» **SHORT TASK**: In the listing below, find every line with the string "components" and pull it out.

» **DATA**:

## Start

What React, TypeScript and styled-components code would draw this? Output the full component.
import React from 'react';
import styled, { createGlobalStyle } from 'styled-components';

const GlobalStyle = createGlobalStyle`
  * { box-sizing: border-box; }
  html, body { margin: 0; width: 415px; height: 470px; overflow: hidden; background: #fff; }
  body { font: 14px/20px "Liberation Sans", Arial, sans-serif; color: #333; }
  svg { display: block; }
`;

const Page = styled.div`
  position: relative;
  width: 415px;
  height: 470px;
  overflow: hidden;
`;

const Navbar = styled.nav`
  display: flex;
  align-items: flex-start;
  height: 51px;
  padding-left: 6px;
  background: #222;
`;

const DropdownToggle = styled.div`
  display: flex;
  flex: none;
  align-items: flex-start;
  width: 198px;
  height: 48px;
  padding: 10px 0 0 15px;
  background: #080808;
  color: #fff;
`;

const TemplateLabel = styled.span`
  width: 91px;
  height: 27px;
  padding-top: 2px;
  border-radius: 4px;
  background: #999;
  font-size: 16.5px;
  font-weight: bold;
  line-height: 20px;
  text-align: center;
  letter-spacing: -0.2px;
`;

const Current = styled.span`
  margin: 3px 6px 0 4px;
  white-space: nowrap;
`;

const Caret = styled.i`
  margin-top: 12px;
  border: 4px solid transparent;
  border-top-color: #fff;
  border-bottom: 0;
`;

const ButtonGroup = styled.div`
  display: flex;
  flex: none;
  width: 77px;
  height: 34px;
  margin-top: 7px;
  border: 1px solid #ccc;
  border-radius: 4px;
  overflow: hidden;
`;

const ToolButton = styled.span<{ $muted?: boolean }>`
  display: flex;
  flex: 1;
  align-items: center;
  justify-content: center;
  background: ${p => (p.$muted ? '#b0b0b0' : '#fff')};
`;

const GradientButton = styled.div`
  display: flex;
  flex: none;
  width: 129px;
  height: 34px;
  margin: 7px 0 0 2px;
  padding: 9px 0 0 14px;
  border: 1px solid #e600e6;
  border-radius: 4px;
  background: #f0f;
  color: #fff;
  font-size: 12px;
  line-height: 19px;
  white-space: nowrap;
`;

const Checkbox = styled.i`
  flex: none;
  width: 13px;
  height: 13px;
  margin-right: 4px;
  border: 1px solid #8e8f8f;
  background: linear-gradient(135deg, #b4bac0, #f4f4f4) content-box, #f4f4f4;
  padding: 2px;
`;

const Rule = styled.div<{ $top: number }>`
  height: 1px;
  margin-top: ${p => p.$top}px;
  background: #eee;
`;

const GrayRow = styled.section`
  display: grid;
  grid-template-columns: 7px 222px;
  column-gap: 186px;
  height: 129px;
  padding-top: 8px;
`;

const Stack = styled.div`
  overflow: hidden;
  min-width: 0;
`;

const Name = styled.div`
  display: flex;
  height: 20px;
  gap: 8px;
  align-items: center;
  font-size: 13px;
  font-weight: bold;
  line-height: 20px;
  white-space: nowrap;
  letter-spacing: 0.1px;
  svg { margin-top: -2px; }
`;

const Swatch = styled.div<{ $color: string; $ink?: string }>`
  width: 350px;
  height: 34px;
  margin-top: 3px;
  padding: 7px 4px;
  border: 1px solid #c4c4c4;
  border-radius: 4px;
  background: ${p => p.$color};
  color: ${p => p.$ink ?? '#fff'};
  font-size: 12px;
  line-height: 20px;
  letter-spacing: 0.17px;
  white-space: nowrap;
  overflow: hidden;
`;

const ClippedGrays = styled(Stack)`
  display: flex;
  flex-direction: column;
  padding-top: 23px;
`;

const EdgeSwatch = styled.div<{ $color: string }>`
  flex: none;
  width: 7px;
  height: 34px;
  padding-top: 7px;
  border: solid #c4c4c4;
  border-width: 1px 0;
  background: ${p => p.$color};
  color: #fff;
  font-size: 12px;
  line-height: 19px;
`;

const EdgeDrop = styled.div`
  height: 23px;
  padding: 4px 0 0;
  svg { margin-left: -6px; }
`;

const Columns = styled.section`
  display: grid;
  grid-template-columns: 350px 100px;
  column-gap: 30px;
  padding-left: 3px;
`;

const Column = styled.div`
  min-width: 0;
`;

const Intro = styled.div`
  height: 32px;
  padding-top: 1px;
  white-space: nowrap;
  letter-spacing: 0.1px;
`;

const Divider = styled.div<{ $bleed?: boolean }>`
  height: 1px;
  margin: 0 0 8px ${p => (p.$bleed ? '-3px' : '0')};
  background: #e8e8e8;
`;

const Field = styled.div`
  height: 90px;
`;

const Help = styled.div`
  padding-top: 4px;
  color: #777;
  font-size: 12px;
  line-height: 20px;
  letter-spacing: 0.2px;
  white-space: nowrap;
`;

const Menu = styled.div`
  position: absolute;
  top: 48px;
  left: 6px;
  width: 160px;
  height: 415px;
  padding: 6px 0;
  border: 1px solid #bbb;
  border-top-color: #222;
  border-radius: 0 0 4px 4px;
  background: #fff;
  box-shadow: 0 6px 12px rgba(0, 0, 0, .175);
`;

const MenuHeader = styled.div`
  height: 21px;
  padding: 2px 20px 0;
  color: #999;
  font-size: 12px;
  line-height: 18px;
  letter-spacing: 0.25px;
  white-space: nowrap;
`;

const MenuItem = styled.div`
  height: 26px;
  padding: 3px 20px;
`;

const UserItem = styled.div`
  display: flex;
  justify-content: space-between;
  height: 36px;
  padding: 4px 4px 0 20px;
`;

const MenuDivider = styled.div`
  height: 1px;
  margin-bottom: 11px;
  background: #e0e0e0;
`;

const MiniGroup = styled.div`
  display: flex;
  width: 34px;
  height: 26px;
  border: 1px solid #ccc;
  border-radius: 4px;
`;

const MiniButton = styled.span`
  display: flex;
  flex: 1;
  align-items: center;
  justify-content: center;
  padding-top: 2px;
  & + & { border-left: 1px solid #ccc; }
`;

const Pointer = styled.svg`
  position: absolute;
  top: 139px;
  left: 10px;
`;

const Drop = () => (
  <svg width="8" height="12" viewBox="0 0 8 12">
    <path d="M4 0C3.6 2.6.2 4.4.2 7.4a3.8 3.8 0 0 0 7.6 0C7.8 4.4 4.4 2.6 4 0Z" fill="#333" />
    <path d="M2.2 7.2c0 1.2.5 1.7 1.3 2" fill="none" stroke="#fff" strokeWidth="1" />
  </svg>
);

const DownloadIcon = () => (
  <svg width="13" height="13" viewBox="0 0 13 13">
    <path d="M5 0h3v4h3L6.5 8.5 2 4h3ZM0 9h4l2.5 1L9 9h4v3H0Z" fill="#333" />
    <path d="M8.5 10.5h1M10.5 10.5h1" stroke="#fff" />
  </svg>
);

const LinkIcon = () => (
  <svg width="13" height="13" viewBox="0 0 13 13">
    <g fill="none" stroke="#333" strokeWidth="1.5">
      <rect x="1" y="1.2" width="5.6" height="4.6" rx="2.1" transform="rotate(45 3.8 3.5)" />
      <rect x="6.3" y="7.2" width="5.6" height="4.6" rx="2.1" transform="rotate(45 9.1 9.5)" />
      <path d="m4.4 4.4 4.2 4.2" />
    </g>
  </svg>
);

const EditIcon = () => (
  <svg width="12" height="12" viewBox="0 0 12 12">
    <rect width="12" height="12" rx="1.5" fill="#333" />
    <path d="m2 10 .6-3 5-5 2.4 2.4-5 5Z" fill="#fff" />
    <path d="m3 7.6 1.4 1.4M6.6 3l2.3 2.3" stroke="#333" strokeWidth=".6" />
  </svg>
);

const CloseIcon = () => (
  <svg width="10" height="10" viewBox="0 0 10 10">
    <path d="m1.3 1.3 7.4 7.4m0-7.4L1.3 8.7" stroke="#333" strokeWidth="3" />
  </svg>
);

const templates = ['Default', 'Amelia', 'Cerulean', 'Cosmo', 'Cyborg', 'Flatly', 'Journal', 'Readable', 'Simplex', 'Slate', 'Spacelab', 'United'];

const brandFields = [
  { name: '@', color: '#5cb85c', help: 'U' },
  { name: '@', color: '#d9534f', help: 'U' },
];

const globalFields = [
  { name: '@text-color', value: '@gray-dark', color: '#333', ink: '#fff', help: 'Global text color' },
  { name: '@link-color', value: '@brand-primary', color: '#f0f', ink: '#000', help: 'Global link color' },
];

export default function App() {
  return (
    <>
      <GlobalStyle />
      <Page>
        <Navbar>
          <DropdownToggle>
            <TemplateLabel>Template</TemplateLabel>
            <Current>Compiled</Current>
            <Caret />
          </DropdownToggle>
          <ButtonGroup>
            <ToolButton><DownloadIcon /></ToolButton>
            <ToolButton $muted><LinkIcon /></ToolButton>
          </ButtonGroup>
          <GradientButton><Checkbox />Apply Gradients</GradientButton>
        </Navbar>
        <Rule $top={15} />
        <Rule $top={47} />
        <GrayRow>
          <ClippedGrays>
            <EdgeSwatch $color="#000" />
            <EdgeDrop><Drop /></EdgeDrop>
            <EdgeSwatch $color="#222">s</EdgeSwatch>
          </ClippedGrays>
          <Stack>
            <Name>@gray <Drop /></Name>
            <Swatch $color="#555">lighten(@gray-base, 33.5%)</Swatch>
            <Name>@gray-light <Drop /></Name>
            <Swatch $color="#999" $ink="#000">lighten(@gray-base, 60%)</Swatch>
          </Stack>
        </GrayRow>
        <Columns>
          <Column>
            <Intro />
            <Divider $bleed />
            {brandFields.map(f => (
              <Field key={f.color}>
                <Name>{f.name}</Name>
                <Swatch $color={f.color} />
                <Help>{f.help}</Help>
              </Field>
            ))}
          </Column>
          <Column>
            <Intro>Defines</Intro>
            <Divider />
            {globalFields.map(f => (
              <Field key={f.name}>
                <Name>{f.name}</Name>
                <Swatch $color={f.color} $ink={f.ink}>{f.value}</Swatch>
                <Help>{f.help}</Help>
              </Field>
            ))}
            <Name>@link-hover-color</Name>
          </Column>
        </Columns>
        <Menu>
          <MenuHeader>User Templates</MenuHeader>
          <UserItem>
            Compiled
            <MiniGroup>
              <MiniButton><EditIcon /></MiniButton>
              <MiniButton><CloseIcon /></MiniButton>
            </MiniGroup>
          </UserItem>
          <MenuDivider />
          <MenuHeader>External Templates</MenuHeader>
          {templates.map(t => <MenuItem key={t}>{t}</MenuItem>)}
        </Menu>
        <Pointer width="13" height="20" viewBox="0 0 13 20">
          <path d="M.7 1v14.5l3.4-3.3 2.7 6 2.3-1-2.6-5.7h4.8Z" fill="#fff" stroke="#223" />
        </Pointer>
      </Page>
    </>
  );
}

## End

» **SOLUTION**:
What React, TypeScript and styled-components code would draw this? Output the full component.
import styled, { createGlobalStyle } from 'styled-components';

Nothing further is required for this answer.